Head of Listing, Richard Williams, commented: "The decision of the Listing Committee in this case based on multiple delays in the disclosure of financial information carries four distinct and important regulatory messages.

First as in many other cases bearing similar characteristics that the Committee will publicly discipline listed issuers and their directors if they should fail to comply with their clear and unambiguous obligation to publish financial information as to the performance of the listed issuer on a regular and timely basis where required and in respect of transactions where disclosure requirements are triggered. 

Second, that co-operation with any investigation conducted by the Listing Division is an important obligation imposed on directors by the terms of their personal undertaking to the Exchange.  Failure to perform that obligation can and will give rise to public sanction.  This element of the decision continues a recent trend in decisions of the Committee and provides further evidence of the importance that the Committee attaches to this obligation and its compliance.

Third, the role of the Compliance Officer will be closely examined.  The GEM Listing Rules place specific responsibilities on this individual.  It is of paramount importance that the individual taking up this position is properly equipped in terms of qualifications and training in order that the individual can effectively discharge that role.  If the individual charged with those responsibilities fails to perform these obligations this decision demonstrates that they may be subject to disciplinary action and receive a public sanction.
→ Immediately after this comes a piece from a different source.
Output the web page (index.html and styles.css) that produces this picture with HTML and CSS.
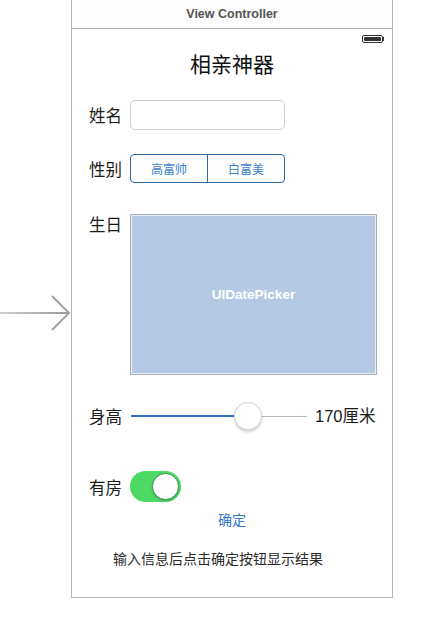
FILE: index.html
```html
<!DOCTYPE html>
<html lang="zh-CN">
<head>
<meta charset="utf-8">
<title>View Controller</title>
<link rel="stylesheet" href="styles.css">
</head>
<body>
<div class="canvas">
  <div class="entry">
    <svg class="entry-arrow" width="71" height="40" viewBox="0 0 71 40">
      <defs>
        <linearGradient id="fade" gradientUnits="userSpaceOnUse" x1="0" y1="20" x2="69" y2="20">
          <stop offset="0" stop-color="#cfcfcf"/>
          <stop offset="1" stop-color="#9a9a9a"/>
        </linearGradient>
      </defs>
      <rect x="0" y="19" width="69" height="2" fill="url(#fade)"/>
      <polyline points="52,3 69,20 52,37" fill="none" stroke="#a2a2a2" stroke-width="2"/>
    </svg>
  </div>
  <div class="scene">
    <div class="scene-header">View Controller</div>
    <div class="status">
      <div class="battery"><div class="battery-level"></div></div>
      <div class="battery-nub"></div>
    </div>
    <div class="title">相亲神器</div>

    <div class="row row-name">
      <div class="label">姓名</div>
      <div class="textfield"></div>
    </div>

    <div class="row row-gender">
      <div class="label">性别</div>
      <div class="segmented">
        <div class="segment">高富帅</div>
        <div class="segment">白富美</div>
      </div>
    </div>

    <div class="row row-birthday">
      <div class="label">生日</div>
      <div class="datepicker">UIDatePicker</div>
    </div>

    <div class="row row-height">
      <div class="label">身高</div>
      <div class="slider">
        <div class="slider-fill" style="width: 66.5%"></div>
        <div class="slider-thumb" style="left: 66.5%"></div>
      </div>
      <div class="value">170厘米</div>
    </div>

    <div class="row row-house">
      <div class="label">有房</div>
      <div class="switch"><div class="switch-thumb"></div></div>
    </div>

    <div class="confirm">确定</div>
    <div class="hint">输入信息后点击确定按钮显示结果</div>
  </div>
</div>
</body>
</html>
```

FILE: styles.css
```css
html, body {
  margin: 0;
  padding: 0;
  background: #ffffff;
}

body {
  font-family: "Liberation Sans", "Noto Sans CJK SC", sans-serif;
  color: #1a1a1a;
}

.canvas {
  display: flex;
  align-items: flex-start;
}

.entry {
  width: 71px;
  flex: none;
  padding-top: 293px;
}

.entry-arrow {
  display: block;
}

.scene {
  width: 322px;
  height: 598px;
  box-sizing: border-box;
  border: 1px solid #b4b4b4;
  border-top: none;
  display: flex;
  flex-direction: column;
}

.scene-header {
  height: 28px;
  border-bottom: 1px solid #b4b4b4;
  display: flex;
  align-items: center;
  justify-content: center;
  font-family: "Liberation Sans", sans-serif;
  font-weight: bold;
  font-size: 12.5px;
  color: #555555;
  background: #fdfdfd;
}

.status {
  height: 19px;
  display: flex;
  justify-content: flex-end;
  align-items: flex-start;
  padding-right: 8px;
  padding-top: 6px;
  box-sizing: border-box;
}

.battery {
  width: 21px;
  height: 8px;
  box-sizing: border-box;
  border: 1px solid #333333;
  border-radius: 2px;
  padding: 1px;
}

.battery-level {
  width: 100%;
  height: 100%;
  background: #333333;
  border-radius: 1px;
}

.battery-nub {
  width: 1.5px;
  height: 4px;
  margin-top: 2px;
  background: #333333;
}

.title {
  height: 30px;
  line-height: 30px;
  text-align: center;
  font-family: "Noto Sans CJK SC", sans-serif;
  font-size: 21px;
  color: #111111;
}

.row {
  display: flex;
  align-items: center;
  padding-left: 17px;
}

.label {
  width: 41px;
  flex: none;
  font-family: "Noto Sans CJK SC", sans-serif;
  font-size: 16.5px;
  line-height: 20px;
  color: #1a1a1a;
}

.row-name {
  margin-top: 22px;
  height: 30px;
}

.textfield {
  width: 155px;
  height: 30px;
  box-sizing: border-box;
  border: 1px solid #cfcfcf;
  border-radius: 5px;
  background: #ffffff;
}

.row-gender {
  margin-top: 24px;
  height: 29px;
}

.segmented {
  width: 155px;
  height: 29px;
  box-sizing: border-box;
  border: 1px solid #2d6aa8;
  border-radius: 4px;
  display: flex;
}

.segment {
  flex: 1;
  display: flex;
  align-items: center;
  justify-content: center;
  font-family: "Noto Sans CJK SC", sans-serif;
  font-size: 12px;
  color: #3b82cc;
}

.segment + .segment {
  border-left: 1px solid #2d6aa8;
}

.row-birthday {
  margin-top: 31px;
  align-items: flex-start;
}

.datepicker {
  width: 247px;
  height: 161px;
  box-sizing: border-box;
  border: 1px solid #a9b0b8;
  box-shadow: inset 0 0 0 1px #e8eef6;
  background: #b5c9e4;
  display: flex;
  align-items: center;
  justify-content: center;
  font-family: "Liberation Sans", sans-serif;
  font-weight: bold;
  font-size: 13.5px;
  color: #ffffff;
}

.row-height {
  margin-top: 26px;
  height: 30px;
}

.slider {
  position: relative;
  width: 176px;
  height: 30px;
  margin-left: 1px;
  display: flex;
  align-items: center;
  background: linear-gradient(#b8b8b8, #b8b8b8) no-repeat left center / 100% 1px;
}

.slider-fill {
  height: 2px;
  background: #2f6fc6;
}

.slider-thumb {
  position: absolute;
  top: 1px;
  width: 28px;
  height: 28px;
  margin-left: -14px;
  box-sizing: border-box;
  border-radius: 50%;
  background: #ffffff;
  border: 1px solid #d4d4d4;
  box-shadow: 0 2px 3px rgba(0, 0, 0, 0.18);
}

.value {
  margin-left: 8px;
  font-family: "Liberation Sans", "Noto Sans CJK SC", sans-serif;
  font-size: 16.5px;
  line-height: 20px;
  color: #1a1a1a;
}

.row-house {
  margin-top: 40px;
  height: 31px;
}

.switch {
  width: 51px;
  height: 31px;
  box-sizing: border-box;
  border-radius: 16px;
  background: #4cd964;
  padding: 2px;
  display: flex;
  justify-content: flex-end;
}

.switch-thumb {
  width: 27px;
  height: 27px;
  box-sizing: border-box;
  border-radius: 50%;
  background: #ffffff;
  border: 1px solid #3e8f4c;
  box-shadow: 0 1px 2px rgba(0, 0, 0, 0.2);
}

.confirm {
  margin-top: 7px;
  height: 20px;
  line-height: 20px;
  text-align: center;
  font-family: "Noto Sans CJK SC", sans-serif;
  font-size: 14px;
  color: #2f76c4;
}

.hint {
  margin-top: 19px;
  padding-left: 41px;
  height: 20px;
  line-height: 20px;
  font-family: "Noto Sans CJK SC", sans-serif;
  font-size: 14px;
  color: #2a2a2a;
}
```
Fourth, the decision also indicates that in addition to the imposition of sanctions in respect of past conduct, the Committee will also require remedial action where necessary in the interests of improving corporate governance.  Here the Committee has directed the appointment of professional advisers within a specific time frame to review internal systems and controls.  It is likely that similar actions may form a part of further decisions going forward and issuers should be aware of the need to address compliance issues professionally and in a timely manner.”